Die EU-Streitbeilegungsrichtlinie vom 10.10.2017 (ABl. EU vom 14.10.2017, L 265/1) bezweckt, den EU-Mitgliedstaaten ein effektives Verfahren zur Beilegung von Streitigkeiten über die Anwendung von DBA zur Verfügung zu stellen, und wäre insofern bei einem Verbleib des VK in der EU möglicherweise geeignet gewesen, ein gegenüber den bisherigen Verfahren nach Art. 9 Abs. 2 bzw. nach Art. 26 DBA-UK effizienteres Verfahren zu bieten. Nach dem Brexit bzw. dem Ablauf des Übergangszeitraums findet es jedoch auf das VK bereits keine Anwendung mehr.

In Deutschland wurde die Richtlinie erst verspätet und mit rückwirkender Anwendung ab dem 01.07.2019 umgesetzt (BGBl I 2019, 2103). Zuvor hatte das BMF mit Schreiben vom 25.06.2019 (BStBl I 2019, 647) bereits verlauten lassen, dass das BZSt als in Deutschland zuständige Behörde bereits vor Erlass des Umsetzungsgesetzes unmittelbar auf die Richtlinie gestützte Streitbeilegungsbeschwerden annehmen werde.

Schon allein aufgrund des erheblichen Steuersatzgefälles zwischen Deutschland als "Hochsteuerland" (KSt, SolZ, GewSt) und Großbritannien mit deutlich niedrigerem Körperschaftsteuersatz besteht ein struktureller Anreiz zur Fremdfinanzierung deutscher Tochtergesellschaften durch ihre UK-Muttergesellschaften.

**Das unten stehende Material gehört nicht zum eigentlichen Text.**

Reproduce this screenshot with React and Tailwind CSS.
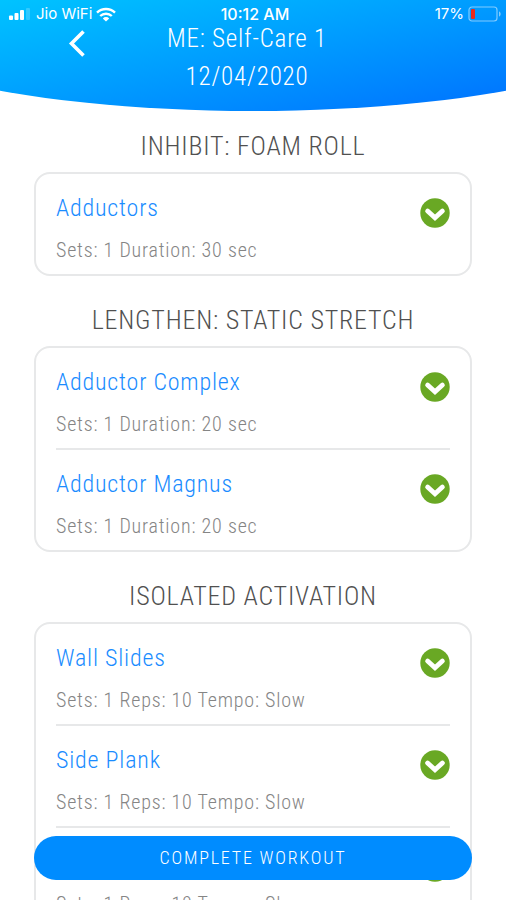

Der Referentenentwurf für ein ATAD-Umsetzungsgesetz sah in seiner ursprünglichen Fassung vom 10.12.2019 weitgehende regulatorische Vorgaben für den Fremdvergleichsgrundsatz bei Konzernfinanzierungssachverhalten und weitere Regeln im Bereich der Verrechnungspreise vor. Die letztmals im Referentenentwurf des BMF vom 24.03.2020 noch geplante umfangreiche Änderung und Ergänzung des § 1 AStG, die Einführung eines neuen § 1a AStG (Finanzierungsbeziehungen) und eines § 1b AStG (Preisanpassungsklausel), sind im aktuellen Gesetzesbeschluss vom 25.06.2021 nicht mehr enthalten. Ein Teil dieser geplanten Änderungen und Ergänzungen des AStG ist aber zwischenzeitlich in das AbzStEntModG vom 02.06.2021 überführt worden. Nicht enthalten ist jedoch die sehr umstrittene Regelung über Konzernfinanzierungsbeziehungen (§ 1a AStG-E i. d. F. des RefE zum ATADUmsG vom 10.12.2019 bzw. vom 24.03.2020). Da es sich insoweit nicht um Brexit-spezifische Regelungen handelt, wird darauf an dieser Stelle nicht näher eingegangen.

Gleiches gilt für die geplante erstmalige gesetzliche Regelung über ein zwischenstaatliches Vorabverständigungsverfahren zur DBA-rechtlichen Beurteilung von geplanten, noch nicht verwirklichten Sachverhalten (§ 89a AO i. d. F. des AbzStEntModG vom 02.06.2021), auf die wir daher lediglich ergänzend hinweisen.